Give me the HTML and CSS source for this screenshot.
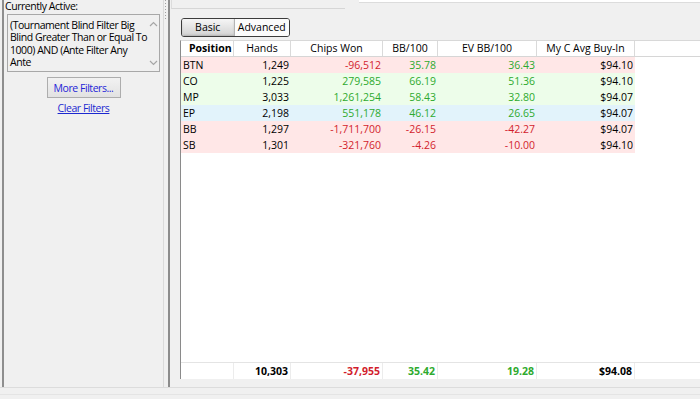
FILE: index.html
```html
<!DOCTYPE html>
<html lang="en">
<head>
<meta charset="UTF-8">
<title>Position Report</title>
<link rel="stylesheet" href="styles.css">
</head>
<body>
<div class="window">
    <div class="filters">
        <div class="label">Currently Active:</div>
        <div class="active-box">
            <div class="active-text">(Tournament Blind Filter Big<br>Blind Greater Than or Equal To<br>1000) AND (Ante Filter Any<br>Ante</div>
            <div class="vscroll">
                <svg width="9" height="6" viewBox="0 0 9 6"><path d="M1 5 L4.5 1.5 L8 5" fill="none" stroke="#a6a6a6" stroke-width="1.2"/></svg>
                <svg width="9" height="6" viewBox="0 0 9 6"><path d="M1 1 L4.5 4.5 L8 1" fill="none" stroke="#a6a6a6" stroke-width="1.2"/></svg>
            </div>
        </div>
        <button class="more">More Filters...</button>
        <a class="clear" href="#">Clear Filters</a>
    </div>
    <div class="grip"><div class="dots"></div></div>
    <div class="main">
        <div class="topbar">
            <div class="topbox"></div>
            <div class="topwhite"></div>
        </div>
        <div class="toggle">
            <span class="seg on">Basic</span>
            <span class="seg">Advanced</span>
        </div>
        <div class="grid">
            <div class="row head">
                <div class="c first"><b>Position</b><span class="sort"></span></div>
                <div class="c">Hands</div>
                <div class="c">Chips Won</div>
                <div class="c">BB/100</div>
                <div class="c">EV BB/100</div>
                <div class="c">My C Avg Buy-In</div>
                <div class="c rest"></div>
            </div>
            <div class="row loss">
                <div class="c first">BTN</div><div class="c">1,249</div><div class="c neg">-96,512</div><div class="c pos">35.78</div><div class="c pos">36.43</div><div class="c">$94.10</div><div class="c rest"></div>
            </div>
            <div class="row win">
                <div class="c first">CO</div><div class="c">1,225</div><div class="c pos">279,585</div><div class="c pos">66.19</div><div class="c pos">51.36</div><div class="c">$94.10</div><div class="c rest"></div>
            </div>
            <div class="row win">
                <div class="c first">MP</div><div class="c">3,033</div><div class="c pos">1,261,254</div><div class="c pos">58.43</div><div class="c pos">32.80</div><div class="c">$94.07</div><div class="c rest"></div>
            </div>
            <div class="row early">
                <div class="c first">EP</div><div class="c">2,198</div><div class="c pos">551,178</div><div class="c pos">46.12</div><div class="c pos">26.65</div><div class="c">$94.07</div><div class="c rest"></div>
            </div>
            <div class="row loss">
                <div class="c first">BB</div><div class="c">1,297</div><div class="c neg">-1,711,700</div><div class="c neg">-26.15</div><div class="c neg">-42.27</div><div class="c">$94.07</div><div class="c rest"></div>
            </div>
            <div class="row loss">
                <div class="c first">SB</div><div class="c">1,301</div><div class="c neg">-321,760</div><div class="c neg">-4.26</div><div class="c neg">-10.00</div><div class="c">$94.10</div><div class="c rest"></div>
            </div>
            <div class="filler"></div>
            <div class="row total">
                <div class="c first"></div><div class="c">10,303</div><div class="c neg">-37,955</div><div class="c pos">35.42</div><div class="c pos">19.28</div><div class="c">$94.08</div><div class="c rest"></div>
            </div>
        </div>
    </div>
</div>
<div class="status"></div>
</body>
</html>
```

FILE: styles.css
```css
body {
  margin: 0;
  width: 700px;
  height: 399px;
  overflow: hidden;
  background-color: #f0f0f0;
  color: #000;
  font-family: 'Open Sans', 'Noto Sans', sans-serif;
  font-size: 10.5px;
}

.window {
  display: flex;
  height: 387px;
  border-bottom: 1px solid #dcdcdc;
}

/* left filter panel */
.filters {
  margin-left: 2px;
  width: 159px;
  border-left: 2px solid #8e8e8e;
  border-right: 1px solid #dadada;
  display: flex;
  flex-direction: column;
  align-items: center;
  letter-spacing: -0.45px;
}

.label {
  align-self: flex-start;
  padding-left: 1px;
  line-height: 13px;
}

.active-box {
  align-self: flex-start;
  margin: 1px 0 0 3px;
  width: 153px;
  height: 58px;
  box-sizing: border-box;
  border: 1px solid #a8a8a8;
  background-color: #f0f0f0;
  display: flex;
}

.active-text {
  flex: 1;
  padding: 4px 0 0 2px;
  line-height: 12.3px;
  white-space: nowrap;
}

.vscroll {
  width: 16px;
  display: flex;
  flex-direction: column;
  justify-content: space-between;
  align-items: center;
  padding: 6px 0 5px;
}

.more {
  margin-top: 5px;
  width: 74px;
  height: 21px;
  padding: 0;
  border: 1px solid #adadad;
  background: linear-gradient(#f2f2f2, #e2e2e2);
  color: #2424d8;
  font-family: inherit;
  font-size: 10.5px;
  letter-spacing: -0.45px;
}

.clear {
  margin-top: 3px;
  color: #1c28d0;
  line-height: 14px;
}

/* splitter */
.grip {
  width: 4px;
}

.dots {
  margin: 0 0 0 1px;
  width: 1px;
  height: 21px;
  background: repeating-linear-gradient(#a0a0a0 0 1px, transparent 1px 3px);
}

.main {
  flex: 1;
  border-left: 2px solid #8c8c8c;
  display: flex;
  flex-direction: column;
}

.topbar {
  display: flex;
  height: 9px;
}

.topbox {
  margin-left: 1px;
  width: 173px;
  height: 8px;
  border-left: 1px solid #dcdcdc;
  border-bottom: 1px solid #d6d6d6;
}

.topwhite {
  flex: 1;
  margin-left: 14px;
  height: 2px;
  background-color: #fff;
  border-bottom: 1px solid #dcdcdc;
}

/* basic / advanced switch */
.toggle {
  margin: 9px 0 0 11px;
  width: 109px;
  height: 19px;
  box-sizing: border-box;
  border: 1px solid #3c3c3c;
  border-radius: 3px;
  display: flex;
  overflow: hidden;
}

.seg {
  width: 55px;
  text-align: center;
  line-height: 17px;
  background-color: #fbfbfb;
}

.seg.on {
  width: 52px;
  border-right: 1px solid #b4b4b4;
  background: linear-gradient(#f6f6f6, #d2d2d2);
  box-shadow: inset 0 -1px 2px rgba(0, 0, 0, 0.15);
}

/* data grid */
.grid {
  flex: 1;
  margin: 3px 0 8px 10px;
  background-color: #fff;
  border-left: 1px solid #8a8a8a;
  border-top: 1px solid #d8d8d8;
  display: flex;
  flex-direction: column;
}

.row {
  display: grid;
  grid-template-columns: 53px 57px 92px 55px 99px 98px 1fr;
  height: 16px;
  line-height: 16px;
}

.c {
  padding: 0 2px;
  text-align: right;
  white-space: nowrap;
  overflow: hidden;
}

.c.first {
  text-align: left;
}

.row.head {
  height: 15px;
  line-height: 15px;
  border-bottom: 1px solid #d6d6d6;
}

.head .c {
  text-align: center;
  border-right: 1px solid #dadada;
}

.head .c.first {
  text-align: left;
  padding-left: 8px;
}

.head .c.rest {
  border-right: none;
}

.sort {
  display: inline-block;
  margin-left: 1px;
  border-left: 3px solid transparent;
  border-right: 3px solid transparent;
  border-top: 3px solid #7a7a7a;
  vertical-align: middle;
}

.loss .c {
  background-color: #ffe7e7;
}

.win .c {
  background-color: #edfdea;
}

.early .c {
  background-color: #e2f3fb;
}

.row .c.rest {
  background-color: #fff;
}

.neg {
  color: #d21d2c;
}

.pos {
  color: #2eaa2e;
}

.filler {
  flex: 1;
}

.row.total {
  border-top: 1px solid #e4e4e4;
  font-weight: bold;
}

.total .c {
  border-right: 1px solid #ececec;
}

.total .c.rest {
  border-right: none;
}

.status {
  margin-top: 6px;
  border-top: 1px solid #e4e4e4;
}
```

※ ※ ※

Exercise
Reproduce all of the data exactly, omitting each picture it holds.

Answer
Give me the HTML and CSS source for this screenshot.
FILE: index.html
```html
<!DOCTYPE html>
<html lang="en">
<head>
<meta charset="UTF-8">
<title>Position Report</title>
<link rel="stylesheet" href="styles.css">
</head>
<body>
<div class="window">
    <div class="filters">
        <div class="label">Currently Active:</div>
        <div class="active-box">
            <div class="active-text">(Tournament Blind Filter Big<br>Blind Greater Than or Equal To<br>1000) AND (Ante Filter Any<br>Ante</div>
            <div class="vscroll">
                <svg width="9" height="6" viewBox="0 0 9 6"><path d="M1 5 L4.5 1.5 L8 5" fill="none" stroke="#a6a6a6" stroke-width="1.2"/></svg>
                <svg width="9" height="6" viewBox="0 0 9 6"><path d="M1 1 L4.5 4.5 L8 1" fill="none" stroke="#a6a6a6" stroke-width="1.2"/></svg>
            </div>
        </div>
        <button class="more">More Filters...</button>
        <a class="clear" href="#">Clear Filters</a>
    </div>
    <div class="grip"><div class="dots"></div></div>
    <div class="main">
        <div class="topbar">
            <div class="topbox"></div>
            <div class="topwhite"></div>
        </div>
        <div class="toggle">
            <span class="seg on">Basic</span>
            <span class="seg">Advanced</span>
        </div>
        <div class="grid">
            <div class="row head">
                <div class="c first"><b>Position</b><span class="sort"></span></div>
                <div class="c">Hands</div>
                <div class="c">Chips Won</div>
                <div class="c">BB/100</div>
                <div class="c">EV BB/100</div>
                <div class="c">My C Avg Buy-In</div>
                <div class="c rest"></div>
            </div>
            <div class="row loss">
                <div class="c first">BTN</div><div class="c">1,249</div><div class="c neg">-96,512</div><div class="c pos">35.78</div><div class="c pos">36.43</div><div class="c">$94.10</div><div class="c rest"></div>
            </div>
            <div class="row win">
                <div class="c first">CO</div><div class="c">1,225</div><div class="c pos">279,585</div><div class="c pos">66.19</div><div class="c pos">51.36</div><div class="c">$94.10</div><div class="c rest"></div>
            </div>
            <div class="row win">
                <div class="c first">MP</div><div class="c">3,033</div><div class="c pos">1,261,254</div><div class="c pos">58.43</div><div class="c pos">32.80</div><div class="c">$94.07</div><div class="c rest"></div>
            </div>
            <div class="row early">
                <div class="c first">EP</div><div class="c">2,198</div><div class="c pos">551,178</div><div class="c pos">46.12</div><div class="c pos">26.65</div><div class="c">$94.07</div><div class="c rest"></div>
            </div>
            <div class="row loss">
                <div class="c first">BB</div><div class="c">1,297</div><div class="c neg">-1,711,700</div><div class="c neg">-26.15</div><div class="c neg">-42.27</div><div class="c">$94.07</div><div class="c rest"></div>
            </div>
            <div class="row loss">
                <div class="c first">SB</div><div class="c">1,301</div><div class="c neg">-321,760</div><div class="c neg">-4.26</div><div class="c neg">-10.00</div><div class="c">$94.10</div><div class="c rest"></div>
            </div>
            <div class="filler"></div>
            <div class="row total">
                <div class="c first"></div><div class="c">10,303</div><div class="c neg">-37,955</div><div class="c pos">35.42</div><div class="c pos">19.28</div><div class="c">$94.08</div><div class="c rest"></div>
            </div>
        </div>
    </div>
</div>
<div class="status"></div>
</body>
</html>
```

FILE: styles.css
```css
body {
  margin: 0;
  width: 700px;
  height: 399px;
  overflow: hidden;
  background-color: #f0f0f0;
  color: #000;
  font-family: 'Open Sans', 'Noto Sans', sans-serif;
  font-size: 10.5px;
}

.window {
  display: flex;
  height: 387px;
  border-bottom: 1px solid #dcdcdc;
}

/* left filter panel */
.filters {
  margin-left: 2px;
  width: 159px;
  border-left: 2px solid #8e8e8e;
  border-right: 1px solid #dadada;
  display: flex;
  flex-direction: column;
  align-items: center;
  letter-spacing: -0.45px;
}

.label {
  align-self: flex-start;
  padding-left: 1px;
  line-height: 13px;
}

.active-box {
  align-self: flex-start;
  margin: 1px 0 0 3px;
  width: 153px;
  height: 58px;
  box-sizing: border-box;
  border: 1px solid #a8a8a8;
  background-color: #f0f0f0;
  display: flex;
}

.active-text {
  flex: 1;
  padding: 4px 0 0 2px;
  line-height: 12.3px;
  white-space: nowrap;
}

.vscroll {
  width: 16px;
  display: flex;
  flex-direction: column;
  justify-content: space-between;
  align-items: center;
  padding: 6px 0 5px;
}

.more {
  margin-top: 5px;
  width: 74px;
  height: 21px;
  padding: 0;
  border: 1px solid #adadad;
  background: linear-gradient(#f2f2f2, #e2e2e2);
  color: #2424d8;
  font-family: inherit;
  font-size: 10.5px;
  letter-spacing: -0.45px;
}

.clear {
  margin-top: 3px;
  color: #1c28d0;
  line-height: 14px;
}

/* splitter */
.grip {
  width: 4px;
}

.dots {
  margin: 0 0 0 1px;
  width: 1px;
  height: 21px;
  background: repeating-linear-gradient(#a0a0a0 0 1px, transparent 1px 3px);
}

.main {
  flex: 1;
  border-left: 2px solid #8c8c8c;
  display: flex;
  flex-direction: column;
}

.topbar {
  display: flex;
  height: 9px;
}

.topbox {
  margin-left: 1px;
  width: 173px;
  height: 8px;
  border-left: 1px solid #dcdcdc;
  border-bottom: 1px solid #d6d6d6;
}

.topwhite {
  flex: 1;
  margin-left: 14px;
  height: 2px;
  background-color: #fff;
  border-bottom: 1px solid #dcdcdc;
}

/* basic / advanced switch */
.toggle {
  margin: 9px 0 0 11px;
  width: 109px;
  height: 19px;
  box-sizing: border-box;
  border: 1px solid #3c3c3c;
  border-radius: 3px;
  display: flex;
  overflow: hidden;
}

.seg {
  width: 55px;
  text-align: center;
  line-height: 17px;
  background-color: #fbfbfb;
}

.seg.on {
  width: 52px;
  border-right: 1px solid #b4b4b4;
  background: linear-gradient(#f6f6f6, #d2d2d2);
  box-shadow: inset 0 -1px 2px rgba(0, 0, 0, 0.15);
}

/* data grid */
.grid {
  flex: 1;
  margin: 3px 0 8px 10px;
  background-color: #fff;
  border-left: 1px solid #8a8a8a;
  border-top: 1px solid #d8d8d8;
  display: flex;
  flex-direction: column;
}

.row {
  display: grid;
  grid-template-columns: 53px 57px 92px 55px 99px 98px 1fr;
  height: 16px;
  line-height: 16px;
}

.c {
  padding: 0 2px;
  text-align: right;
  white-space: nowrap;
  overflow: hidden;
}

.c.first {
  text-align: left;
}

.row.head {
  height: 15px;
  line-height: 15px;
  border-bottom: 1px solid #d6d6d6;
}

.head .c {
  text-align: center;
  border-right: 1px solid #dadada;
}

.head .c.first {
  text-align: left;
  padding-left: 8px;
}

.head .c.rest {
  border-right: none;
}

.sort {
  display: inline-block;
  margin-left: 1px;
  border-left: 3px solid transparent;
  border-right: 3px solid transparent;
  border-top: 3px solid #7a7a7a;
  vertical-align: middle;
}

.loss .c {
  background-color: #ffe7e7;
}

.win .c {
  background-color: #edfdea;
}

.early .c {
  background-color: #e2f3fb;
}

.row .c.rest {
  background-color: #fff;
}

.neg {
  color: #d21d2c;
}

.pos {
  color: #2eaa2e;
}

.filler {
  flex: 1;
}

.row.total {
  border-top: 1px solid #e4e4e4;
  font-weight: bold;
}

.total .c {
  border-right: 1px solid #ececec;
}

.total .c.rest {
  border-right: none;
}

.status {
  margin-top: 6px;
  border-top: 1px solid #e4e4e4;
}
```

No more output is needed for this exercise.